National trails have proven an excellent venue to leverage Federal funds with other sources of funds to complete projects of much greater combined worth. For example, in FY 2005 the NPS Challenge Cost-Share funds devoted $5 million to Lewis and Clark Bicentennial projects. That money was leveraged 4 to 1, allowing funding for 103 projects that included special events, tribal cultural programs, new or upgraded visitor facilities, wayside exhibits, educational services, maps, publications, and resource preservation projects.
In addition, the National Trails System, through a number of authorities, supports and encourages the creation of trails at the state and local level to meet the outdoor recreation needs of the American people. Through the Rivers, Trails and Conservation Assistance program we work in collaboration with state, local and nonprofit groups to help create and expand trail opportunities throughout the country. Through such endeavors we help address the national need for increased physical activity by providing local, close-to-home outdoor recreation opportunities.
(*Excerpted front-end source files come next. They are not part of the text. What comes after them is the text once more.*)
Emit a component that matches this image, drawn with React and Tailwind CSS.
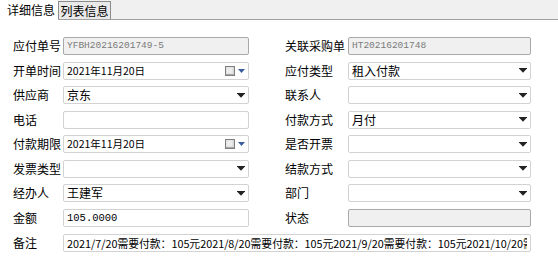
import React from 'react';

const CJK = { fontFamily: '"Noto Sans CJK SC", "Noto Sans", sans-serif' };
const MONO = { fontFamily: '"Liberation Mono", "DejaVu Sans Mono", monospace' };

function Arrow() {
  return (
    <svg width="8" height="5" viewBox="0 0 8 5" className="shrink-0">
      <rect x="0" y="0" width="8" height="1" fill="#222" />
      <polygon points="0.5,1 7.5,1 4,4.8" fill="#222" />
    </svg>
  );
}

function DateIcon() {
  return (
    <div className="flex items-center gap-[3px] shrink-0">
      <svg width="10" height="10" viewBox="0 0 10 10">
        <rect x="0.5" y="0.5" width="9" height="9" fill="#d9d9d9" stroke="#7f7f7f" />
        <rect x="1.5" y="1.5" width="6" height="6" fill="#ececec" />
        <rect x="1" y="8" width="8" height="1" fill="#a8a8a8" />
      </svg>
      <svg width="7" height="4" viewBox="0 0 7 4">
        <polygon points="0,0 7,0 3.5,4" fill="#3a5f9c" />
      </svg>
    </div>
  );
}

function Field({ value, kind = 'text', disabled, font = 'cjk', wide }) {
  const base = disabled
    ? 'border-[#a9a9a9] bg-[#f0f0f0]'
    : 'border-[#d2d2d2] bg-white';
  let textStyle = CJK;
  let textCls = 'text-[12px] text-black';
  if (font === 'mono') {
    textStyle = MONO;
    textCls = disabled ? 'text-[9.5px] text-[#7a7a7a]' : 'text-[10.5px] text-black';
  } else if (font === 'date') {
    textCls = 'text-[10.5px] text-black';
  } else if (font === 'note') {
    textCls = 'text-[10.8px] text-black';
  }
  return (
    <div className={`h-[18px] flex items-center border rounded-[2px] pl-[3px] pr-[3px] overflow-hidden ${base} ${wide ? 'w-[468px]' : 'flex-1'}`}>
      <span className={`flex-1 whitespace-nowrap overflow-hidden leading-[16px] ${textCls}`} style={textStyle}>
        {value}
      </span>
      {kind === 'select' && <Arrow />}
      {kind === 'date' && <DateIcon />}
    </div>
  );
}

const rows = [
  [
    { label: '应付单号', value: 'YFBH20216201749-5', disabled: true, font: 'mono' },
    { label: '关联采购单', value: 'HT20216201748', disabled: true, font: 'mono' },
  ],
  [
    { label: '开单时间', value: '2021年11月20日', kind: 'date', font: 'date' },
    { label: '应付类型', value: '租入付款', kind: 'select' },
  ],
  [
    { label: '供应商', value: '京东', kind: 'select' },
    { label: '联系人', value: '', kind: 'select' },
  ],
  [
    { label: '电话', value: '' },
    { label: '付款方式', value: '月付', kind: 'select' },
  ],
  [
    { label: '付款期限', value: '2021年11月20日', kind: 'date', font: 'date' },
    { label: '是否开票', value: '', kind: 'select' },
  ],
  [
    { label: '发票类型', value: '', kind: 'select' },
    { label: '结款方式', value: '', kind: 'select' },
  ],
  [
    { label: '经办人', value: '王建军', kind: 'select' },
    { label: '部门', value: '', kind: 'select' },
  ],
  [
    { label: '金额', value: '105.0000', font: 'mono' },
    { label: '状态', value: '', disabled: true },
  ],
];

export default function App() {
  return (
    <div className="w-[558px] h-[273px] bg-white overflow-hidden" style={CJK}>
      {/* tab header */}
      <div className="flex h-[20px]">
        <div className="w-[58px] pl-[7px] pt-[2px] text-[12px] text-black leading-[16px]">详细信息</div>
        <div className="flex-1 flex items-end bg-[#f0f0f0] border-b border-[#a0a0a0]">
          <div className="h-[18px] w-[53px] border-l border-t border-r border-[#8c8c8c] bg-[#e9e9e9] flex items-center justify-center text-[12px] text-black leading-[16px]">
            列表信息
          </div>
        </div>
      </div>

      {/* form */}
      <div className="pt-[17px] pl-[13px] flex flex-col gap-[6.5px]">
        {rows.map(([l, r]) => (
          <div key={l.label} className="flex items-center h-[18px]">
            <div className="w-[50px] text-[12px] text-black leading-[16px]">{l.label}</div>
            <div className="w-[186px] flex">
              <Field {...l} />
            </div>
            <div className="w-[36px]" />
            <div className="w-[63px] text-[12px] text-black leading-[16px]">{r.label}</div>
            <div className="w-[183px] flex">
              <Field {...r} />
            </div>
          </div>
        ))}
        <div className="flex items-center h-[19px]">
          <div className="w-[50px] text-[12px] text-black leading-[16px]">备注</div>
          <Field
            wide
            font="note"
            value="2021/7/20需要付款：105元2021/8/20需要付款：105元2021/9/20需要付款：105元2021/10/20需要付款：105元"
          />
        </div>
      </div>
    </div>
  );
}
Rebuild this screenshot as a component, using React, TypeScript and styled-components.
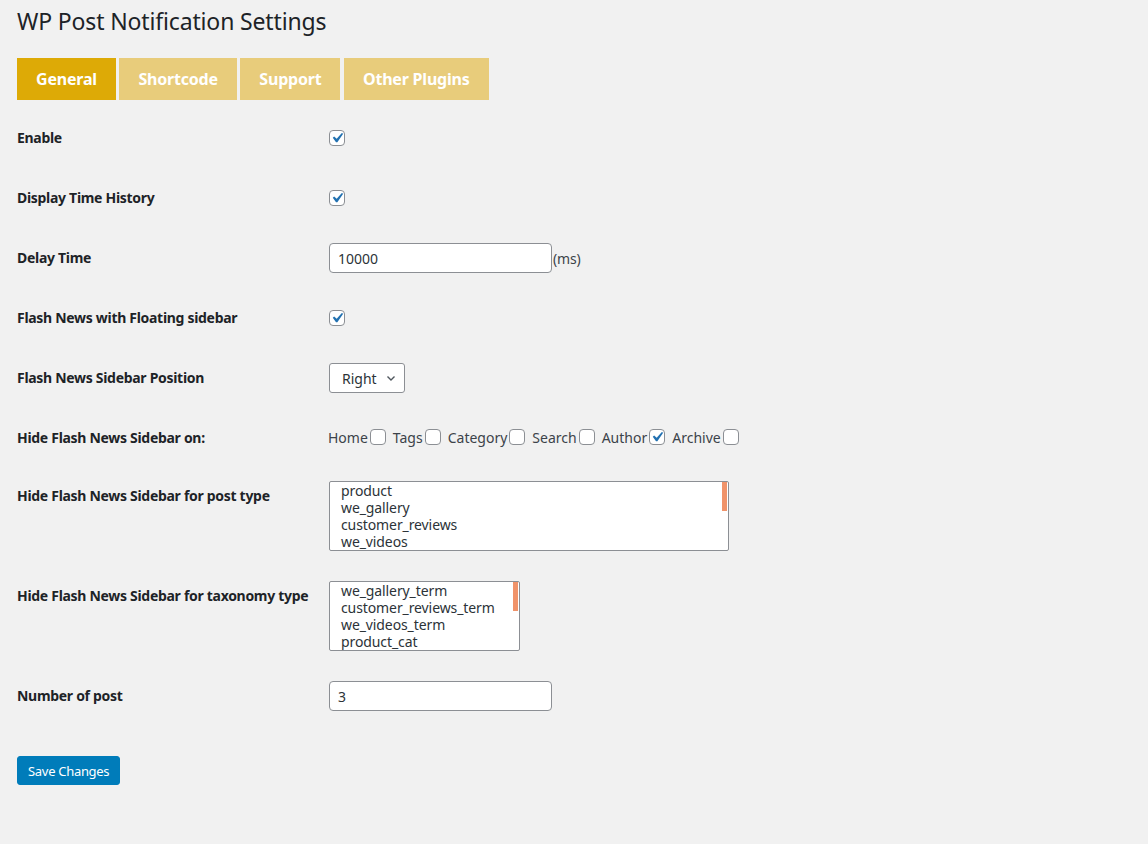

With the renewed emphasis on improving overall health and physical fitness in our nation today, walking, jogging, and hiking along trails are popular activities that provide recreational and health benefits as well as creating social opportunities and camaraderie for millions of people. We are proud of our record in developing and maintaining these trails for the enjoyment, education and inspiration of present and future generations.
Mr. Chairman, this concludes my prepared remarks. I would be happy to answer any questions you or other members of the Committee may have.